Also, I have about milion rows, so hash table would be the best solution. I've tried with:
data want;
if _n_=1 then do;
if 0 then set have(rename=(usage=_usage));
declare hash h(dataset:'have(rename=(usage=_usage))',hashexp:20);
h.definekey('id','opt', 't_purchase', 't_spent');
h.definedata('_usage');
h.definedone();
end;
set have;
sum_usage=0;
do i=intck('second', t_purchase, t_spent) to t_spent ;
if h.find(key:user,key:id_option,key:i)=0 then sum_usage+_usage;
end;
drop _usage i;
run;
The fifth line from the bottom is not correct for sure (do i=intck('second', t_purchase, t_spent), but have no idea how to approach this. So, the main problem is how to set up time interval to calculate this. I have already one function in this hash table func with the same keys, but without time interval, so it would be pretty good to write this one too, but it's not necessary.
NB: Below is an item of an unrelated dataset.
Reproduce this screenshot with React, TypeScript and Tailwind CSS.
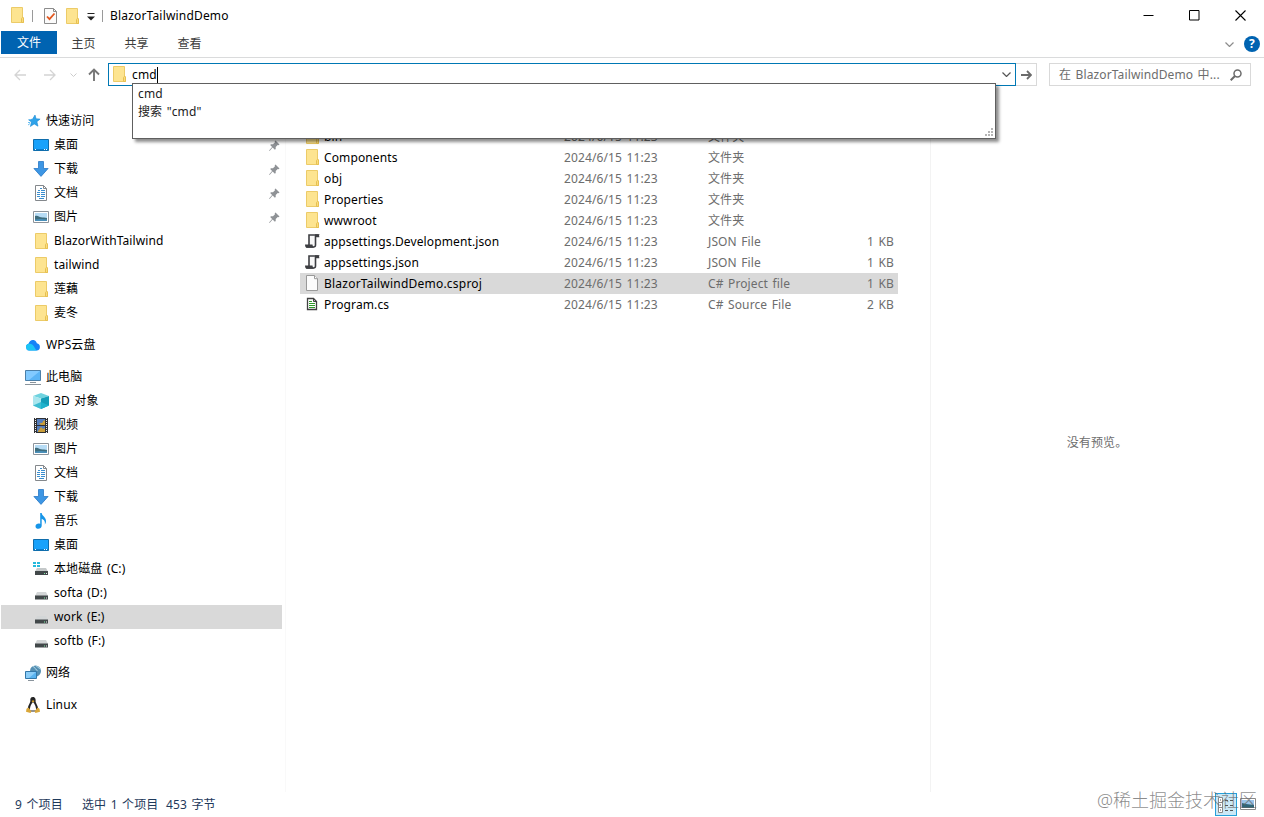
import type { ReactNode } from "react";

type IconName =
  | "star"
  | "desktop"
  | "download"
  | "document"
  | "picture"
  | "folder"
  | "cloud"
  | "computer"
  | "cube"
  | "video"
  | "music"
  | "systemDrive"
  | "drive"
  | "network"
  | "linux"
  | "json"
  | "blank"
  | "source";

interface NavItem {
  label: string;
  icon: IconName;
  pinned?: boolean;
  root?: boolean;
  selected?: boolean;
}

interface FileItem {
  name: string;
  icon: IconName;
  type: string;
  size?: string;
  selected?: boolean;
}

const navGroups: NavItem[][] = [
  [
    { label: "快速访问", icon: "star", root: true },
    { label: "桌面", icon: "desktop", pinned: true },
    { label: "下载", icon: "download", pinned: true },
    { label: "文档", icon: "document", pinned: true },
    { label: "图片", icon: "picture", pinned: true },
    { label: "BlazorWithTailwind", icon: "folder" },
    { label: "tailwind", icon: "folder" },
    { label: "莲藕", icon: "folder" },
    { label: "麦冬", icon: "folder" },
  ],
  [{ label: "WPS云盘", icon: "cloud", root: true }],
  [
    { label: "此电脑", icon: "computer", root: true },
    { label: "3D 对象", icon: "cube" },
    { label: "视频", icon: "video" },
    { label: "图片", icon: "picture" },
    { label: "文档", icon: "document" },
    { label: "下载", icon: "download" },
    { label: "音乐", icon: "music" },
    { label: "桌面", icon: "desktop" },
    { label: "本地磁盘 (C:)", icon: "systemDrive" },
    { label: "softa (D:)", icon: "drive" },
    { label: "work (E:)", icon: "drive", selected: true },
    { label: "softb (F:)", icon: "drive" },
  ],
  [{ label: "网络", icon: "network", root: true }],
  [{ label: "Linux", icon: "linux", root: true }],
];

const files: FileItem[] = [
  { name: "bin", icon: "folder", type: "文件夹" },
  { name: "Components", icon: "folder", type: "文件夹" },
  { name: "obj", icon: "folder", type: "文件夹" },
  { name: "Properties", icon: "folder", type: "文件夹" },
  { name: "wwwroot", icon: "folder", type: "文件夹" },
  { name: "appsettings.Development.json", icon: "json", type: "JSON File", size: "1 KB" },
  { name: "appsettings.json", icon: "json", type: "JSON File", size: "1 KB" },
  { name: "BlazorTailwindDemo.csproj", icon: "blank", type: "C# Project file", size: "1 KB", selected: true },
  { name: "Program.cs", icon: "source", type: "C# Source File", size: "2 KB" },
];

const drawings: Record<IconName, ReactNode> = {
  folder: (
    <>
      <path d="M2.5.5h11v10.2h1v4.8h-12z" fill="#fde490" stroke="#eccb68" />
      <path d="M12.5 15.5v-4l1-1.2 1 .7v4.5z" fill="#fbdc7c" stroke="#e6c052" />
    </>
  ),
  star: (
    <>
      <path
        d="m10 2 1.1 3.8 4 .3-3.2 2.6 1.1 4.5-3.8-2.3-3.8 2.6 1-4.5-2.8-2.2 3.9-.6z"
        fill="#2ea3ea"
        stroke="#1c8ad4"
        strokeWidth=".6"
      />
      <path d="M3 9.5h2M3 12l2-1.4M4 6.5h2" stroke="#6cc0f2" />
    </>
  ),
  desktop: (
    <>
      <path d="M.5 2.5h15v11H.5z" fill="#19a2fb" stroke="#0f6dac" />
      <path d="M1 12.5h14" stroke="#0c7cc9" />
      <path d="M2 12.5h1M11 12.5h1M13 12.5h1" stroke="#fff" />
    </>
  ),
  download: <path d="M5.5.5h5v7h4.6L8 15.4.9 7.5h4.6z" fill="#3d96e4" stroke="#2878c6" strokeWidth=".8" />,
  document: (
    <>
      <path d="M2.5.5h8l3 3v12h-11z" fill="#fff" stroke="#84888c" />
      <path d="M10.5.5v3h3" fill="none" stroke="#84888c" />
      <path d="M7 3.5h2M5 5.5h2M8 5.5h4M4 7.5h3M8 7.5h4M4 9.5h3M8 9.5h4M4 11.5h3M8 11.5h4M6 13.5h5" stroke="#3b8fd0" />
    </>
  ),
  picture: (
    <>
      <path d="M.5 2.5h15v11H.5z" fill="#fff" stroke="#8d949b" />
      <path d="M2 4h12v8H2z" fill="#b7dcf5" />
      <path d="M2 7c3-1 4 1 6 1.2 2 .3 4 0 6 .8v3H2z" fill="#3f6d7d" />
      <path d="M2 10.5c4-.7 8-.7 12 0V12H2z" fill="#4a90ba" />
    </>
  ),
  cloud: (
    <>
      <path d="M4 13.6a3.5 3.5 0 0 1-.5-6.8C4.5 3.5 7 2.3 9.3 3.3c1.5.6 2.2 1.7 2.5 3a3.7 3.7 0 0 1 0 7.3z" fill="#1583f7" />
      <path d="M4 13.6a3.5 3.5 0 0 1-.5-6.8c2.5-.5 4.5.7 5.5 2.7s2.5 3.8 3 4.1z" fill="#1cc5f5" />
    </>
  ),
  computer: (
    <>
      <path d="M.5 1.5h15v10H.5z" fill="#5bb4f5" stroke="#4b7fa8" />
      <path d="M1 2h14L4 11H1z" fill="#82caff" />
      <path d="M5 13.5h6M0 15.5h16" stroke="#8a949c" />
    </>
  ),
  cube: (
    <>
      <path d="M8 0 16 3 8 5.5 0 3z" fill="#6fd3df" />
      <path d="M0 3 8 5.5V16l-8-3.5z" fill="#a9e6ee" />
      <path d="M16 3 8 5.5V16l8-3.5z" fill="#149db8" />
      <path d="m0 12.5 8-3.5v7z" fill="#3dbdd2" />
      <path d="m8 9 8 3.5L8 16z" fill="#1fb2cc" />
    </>
  ),
  video: (
    <>
      <path d="M1 1h14v15H1z" fill="#2f3033" />
      <path d="M4 2h8v6H4z" fill="#547dbd" />
      <path d="M4 9h8v6H4z" fill="#547dbd" />
      <path d="M6 6h3l2-3 1 1v4H8zM5 14l3-4 2 2 2-1v4H5z" fill="#c99d39" />
      <path d="M2.5 1v15M13.5 1v15" stroke="#eee" strokeDasharray="1 1" />
    </>
  ),
  music: (
    <path
      d="M7.2 0h1.5c.2 3 4.5 4 4.3 8.2 0 1.5-.7 2.7-1.3 3.4.8-3-.7-4.9-3-5.8v7c0 3.8-6.2 4-6.2.6 0-2.4 2.7-3.3 4.7-2.5z"
      fill="#1695e8"
    />
  ),
  drive: (
    <>
      <path d="M4 7h9l2 4H2z" fill="#d3d6d7" />
      <path d="M2 10.5h13v4H2z" fill="#42484a" />
      <path d="M11 13h1" stroke="#7ef0a5" />
      <path d="M13 13h1" stroke="#e8eeee" />
    </>
  ),
  systemDrive: (
    <>
      <path d="M0 1h3v2H0zM4 1h3v2H4zM0 4h3v2H0zM4 4h3v2H4z" fill="#25b9dc" />
      <path d="M4 7h9l2 3.5H2z" fill="#c4c8c9" />
      <path d="M2 10h13v4H2z" fill="#42484a" />
      <path d="M11 12.5h1" stroke="#7ef0a5" />
      <path d="M13 12.5h1" stroke="#e8eeee" />
    </>
  ),
  network: (
    <>
      <circle cx="10.5" cy="6" r="5.5" fill="#548fb3" />
      <path d="M8 1.5c3 1 1.5 3 4.5 4M11 .5c2 3 4 2 5 4" stroke="#b9dce8" fill="none" />
      <path d="M.5 6.5h11v7H.5z" fill="#59b3f0" stroke="#3377a8" />
      <path d="M1 7h10l-7 6H1z" fill="#8bcdf8" />
      <path d="M3 15.5h6" stroke="#8a949c" />
    </>
  ),
  linux: (
    <>
      <path
        d="M8 0C5.5 0 5 2 5.4 4 5 6.500 2.500 9 2.800 13c1.500 2 8.500 2 10.400 0 .2-4-2.200-6-2.600-8.500C10.900 2.500 10.400 0 8 0z"
        fill="#242424"
      />
      <path d="M8 5C6.500 6.500 4.500 10 5 13.500h6C11.400 10 9.500 6.500 8 5z" fill="#fff" />
      <path d="m6.500 4 1.500-.7 1.500.7L8 5.600z" fill="#e7ad2a" />
      <path d="m3.500 10.500 3 4-1 1.500-4.500-1.200.5-3zM12.500 10.500l-3 4 1 1.500 4.500-1.200-.5-3z" fill="#d9a739" />
    </>
  ),
  json: (
    <>
      <path d="M5 2h8.5l-2 1.500V12c0 1.500-.8 2-2 2H3.500L5 12z" fill="#f8f8f8" stroke="#3d3e42" strokeWidth="1.600" />
      <path d="M1 11.500h7.500c.1 1.400.7 2.300 1.400 3.300H3c-1.300 0-2-1.300-2-3.300zM11 1.200h3c1 0 1.300 1 1.300 3H11z" fill="#3d3e42" />
    </>
  ),
  blank: (
    <>
      <path d="M2.500.5h8l3 3.200v11.800h-11z" fill="#fcfcfc" stroke="#999" />
      <path d="M10.500.5v3.200h3" fill="#fff" stroke="#999" />
    </>
  ),
  source: (
    <>
      <path d="M3.500 2.500h6l3 3v8h-9z" fill="#fff" stroke="#414141" strokeWidth="1.300" />
      <path d="M9.500 2.500v3h3" fill="none" stroke="#414141" />
      <path d="M5 5.500h3M5 7.500h6M5 9.500h6M5 11.500h6" stroke="#2f9a2a" strokeWidth="1.200" />
    </>
  ),
};

function Icon({ name }: { name: IconName }) {
  return (
    <svg className="h-4 w-4 shrink-0" viewBox="0 0 16 16">
      {drawings[name]}
    </svg>
  );
}

function PinIcon() {
  return (
    <svg className="h-[11px] w-[11px]" viewBox="0 0 11 11">
      <path
        d="m6.500.5 4 4-1 .7-.8-.2L6.700 7v2l-.8.8-2.300-2.300L.6 10.900l-.5-.5 3-3.300L1.200 5l.8-.8h2l2-2-.3-.9z"
        fill="#8f9296"
      />
    </svg>
  );
}

function TitleBar() {
  return (
    <div className="flex h-[31px] items-center pl-[9px]">
      <span className="mb-px flex">
        <Icon name="folder" />
      </span>
      <span className="ml-[7px] h-3 w-px bg-[#9a9a9a]" />
      <svg className="ml-[10px] mt-px h-4 w-4" viewBox="0 0 16 16">
        <path d="M1.500.5h9l3 3v12h-12z" fill="#fbfbfb" stroke="#8c8c8c" />
        <path d="M10.500.5v3h3" fill="none" stroke="#8c8c8c" />
        <path d="m4 8.500 2.500 2.700 5-5.700" fill="none" stroke="#e2571f" strokeWidth="1.800" />
      </svg>
      <span className="mt-px ml-[5px] flex">
        <Icon name="folder" />
      </span>
      <svg className="ml-[7px] mt-[3px] h-2 w-2" viewBox="0 0 8 8">
        <path d="M.5.5h7" stroke="#222" />
        <path d="M0 3.500h8l-4 4z" fill="#222" />
      </svg>
      <span className="ml-[7px] h-3 w-px bg-[#9a9a9a]" />
      <span className="ml-[7px] text-black tracking-[0.18px]">BlazorTailwindDemo</span>
      <div className="ml-auto mr-[18px] flex items-center gap-[35px]">
        <svg className="h-[11px] w-[11px]" viewBox="0 0 11 11">
          <path d="M.5 5.500h10" stroke="#000" />
        </svg>
        <svg className="h-[11px] w-[11px]" viewBox="0 0 11 11">
          <path d="M.5.5h9.500v9.500H.5z" fill="none" stroke="#000" />
        </svg>
        <svg className="h-[11px] w-[11px]" viewBox="0 0 11 11">
          <path d="m.5.5 10 10m0-10-10 10" stroke="#000" strokeWidth="1.100" />
        </svg>
      </div>
    </div>
  );
}

function RibbonTabs() {
  return (
    <div className="flex h-[27px] border-b border-[#dadbdc] pl-px text-[#3c3c3c]">
      <div className="flex h-[23px] w-14 items-center justify-center bg-[#0063b1] text-white">文件</div>
      <div className="flex h-[25px] w-[53px] items-center justify-center">主页</div>
      <div className="flex h-[25px] w-[53px] items-center justify-center">共享</div>
      <div className="flex h-[25px] w-[53px] items-center justify-center">查看</div>
      <svg className="ml-auto mr-[10px] mt-[11px] h-[5px] w-[9px]" viewBox="0 0 9 5">
        <path d="m.5.5 4 4 4-4" fill="none" stroke="#8c8c8c" strokeWidth="1.200" />
      </svg>
      <div className="mr-1 mt-[5px] flex h-4 w-4 items-center justify-center rounded-full bg-[#0063b1] text-xs font-bold text-white">
        ?
      </div>
    </div>
  );
}

function Suggestions() {
  return (
    <div className="absolute left-[23px] top-[19px] z-10 h-[56px] w-[864px] border border-[#5f5f5f] bg-white pl-[5px] pt-px leading-[18px] text-[#222] shadow-[3px_3px_3px_rgba(0,0,0,0.45)]">
      <div>cmd</div>
      <div>搜索 "cmd"</div>
      <svg className="absolute bottom-[2px] right-[2px] h-2 w-2" viewBox="0 0 8 8">
        <path d="M6 0h2v2H6zM3 3h2v2H3zM6 3h2v2H6zM0 6h2v2H0zM3 6h2v2H3zM6 6h2v2H6z" fill="#b5b5b5" />
      </svg>
    </div>
  );
}

function AddressBar() {
  return (
    <div className="flex h-[33px] items-center pl-[14px]">
      <svg className="h-3 w-3" viewBox="0 0 12 12">
        <path d="M12 6H1m5-5L1 6l5 5" fill="none" stroke="#d4d4d4" strokeWidth="1.300" />
      </svg>
      <svg className="ml-[18px] h-3 w-3" viewBox="0 0 12 12">
        <path d="M0 6h11M6 1l5 5-5 5" fill="none" stroke="#d4d4d4" strokeWidth="1.300" />
      </svg>
      <svg className="ml-[14px] h-1 w-[7px]" viewBox="0 0 7 4">
        <path d="m.5.5 3 3 3-3" fill="none" stroke="#ccc" />
      </svg>
      <svg className="ml-[11px] h-[13px] w-3" viewBox="0 0 12 13">
        <path d="M6 13V1.500M1 6.500l5-5 5 5" fill="none" stroke="#777" strokeWidth="1.900" />
      </svg>
      <div className="relative ml-2 flex h-[23px] w-[908px] items-center border border-[#0078b4] pl-[2px]">
        <span className="mb-px flex">
          <Icon name="folder" />
        </span>
        <span className="ml-[5px] text-black">cmd</span>
        <span className="h-4 w-px bg-black" />
        <svg className="ml-auto mr-1 h-[5px] w-[9px]" viewBox="0 0 9 5">
          <path d="m.5.5 4 4 4-4" fill="none" stroke="#555" strokeWidth="1.200" />
        </svg>
        <Suggestions />
      </div>
      <div className="flex h-[23px] w-[21px] items-center justify-center border border-l-0 border-[#d9d9d9]">
        <svg className="h-[10px] w-[11px]" viewBox="0 0 11 10">
          <path d="M0 5h10M6 1l4 4-4 4" fill="none" stroke="#6b6b6b" strokeWidth="1.800" />
        </svg>
      </div>
      <div className="ml-3 flex h-[23px] w-[202px] items-center border border-[#d9d9d9] pl-[9px] text-[#6d6d6d]">
        在 BlazorTailwindDemo 中...
        <svg className="ml-auto mr-[8px] h-3 w-3" viewBox="0 0 12 12">
          <circle cx="7.500" cy="4.500" r="3.500" fill="none" stroke="#6b6b6b" strokeWidth="1.500" />
          <path d="M5 7 .7 11.300" stroke="#6b6b6b" strokeWidth="2" />
        </svg>
      </div>
    </div>
  );
}

function Sidebar() {
  return (
    <nav className="flex w-[286px] shrink-0 flex-col gap-2 border-r border-[#f9f9f9] pt-[18px] text-black">
      {navGroups.map((group, index) => (
        <ul key={index}>
          {group.map((item) => (
            <li
              key={item.label}
              className={`ml-px mr-[3px] flex h-6 items-center ${item.root ? "pl-6" : "pl-8"} ${
                item.selected ? "bg-[#d9d9d9]" : ""
              }`}
            >
              <Icon name={item.icon} />
              <span className="ml-[5px]">{item.label}</span>
              {item.pinned && (
                <span className="ml-auto mr-[2px]">
                  <PinIcon />
                </span>
              )}
            </li>
          ))}
        </ul>
      ))}
    </nav>
  );
}

function FileList() {
  return (
    <main className="w-[645px] shrink-0 border-r border-[#f3f3f3] pl-[14px] pt-[35px]">
      {files.map((file) => (
        <div
          key={file.name}
          className={`flex h-[21px] w-[598px] items-center pl-1 text-[#6d6d6d] ${file.selected ? "bg-[#d9d9d9]" : ""}`}
        >
          <span className="mb-px flex">
            <Icon name={file.icon} />
          </span>
          <span className={`ml-1 w-60 text-black ${file.selected ? "tracking-[0.22px]" : ""}`}>{file.name}</span>
          <span className="w-36">2024/6/15 11:23</span>
          <span className="w-[126px]">{file.type}</span>
          <span className="w-[60px] text-right">{file.size}</span>
        </div>
      ))}
    </main>
  );
}

function StatusBar() {
  return (
    <footer className="relative flex h-[25px] items-center pl-[15px] text-[#1e395b]">
      <span className="w-[67px]">9 个项目</span>
      <span className="w-[84px]">选中 1 个项目</span>
      <span>453 字节</span>
      <div className="ml-auto mr-[27px] flex h-[23px] w-[22px] items-center justify-center border border-[#26a0da] bg-[#cbe8f6]">
        <svg className="h-4 w-4" viewBox="0 0 16 16">
          <path d="M.5.5h4v15h-4zM.5 5.500h4m-4 5h4" fill="#fff" stroke="#888" />
          <path d="M2 3h1M2 8h1M2 13h1" stroke="#555" />
          <path d="M7 3.500h3m2 0h3M7 8.500h3m2 0h3M7 13.500h3m2 0h3" stroke="#555" />
        </svg>
      </div>
      <svg className="absolute right-2 top-[6px] h-3 w-4" viewBox="0 0 16 12">
        <path d="M.5.5h15v11H.5z" fill="#fff" stroke="#888" />
        <path d="M2 2h12v8H2z" fill="#9bc4e8" />
        <path d="m2 5 4 1 8 1v3H2z" fill="#2f6577" />
      </svg>
      <span className="absolute right-[7px] top-[-4px] whitespace-nowrap text-[18px] font-light leading-6 tracking-normal text-[#666]/75">
        @稀土掘金技术社区
      </span>
    </footer>
  );
}

export default function App() {
  return (
    <div className="flex h-[817px] w-[1264px] flex-col overflow-hidden bg-white font-['Noto_Sans','Noto_Sans_CJK_SC',sans-serif] text-xs tracking-[0.12px] [word-spacing:1.2px]">
      <TitleBar />
      <RibbonTabs />
      <AddressBar />
      <div className="flex min-h-0 flex-1">
        <Sidebar />
        <FileList />
        <aside className="flex flex-1 items-center justify-center pr-px pt-[2px] text-[#6d6d6d]">没有预览。</aside>
      </div>
      <StatusBar />
    </div>
  );
}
Personally, I would ditch the hash and use SQL.
Example Data:
data have;
input id $ opt
t_purchase datetime20.
t_spent datetime20.
bonus usage sum_usage;
format
t_purchase datetime20.
t_spent datetime20.;
datalines;
a 1 10NOV2017:12:02:00 10NOV2017:14:05:00 100 9 15
a 1 10NOV2017:12:02:00 10NOV2017:15:07:33 100 0 15
a 1 10NOV2017:12:02:00 10NOV2017:13:24:50 100 6 6
b 1 10NOV2017:13:54:00 10NOV2017:14:02:58 100 3 10
a 1 10NOV2017:12:02:00 10NOV2017:20:22:07 100 12 27
b 1 10NOV2017:13:54:00 10NOV2017:13:57:12 100 7 7
;
I'm leaving your sum_usage column here for comparison.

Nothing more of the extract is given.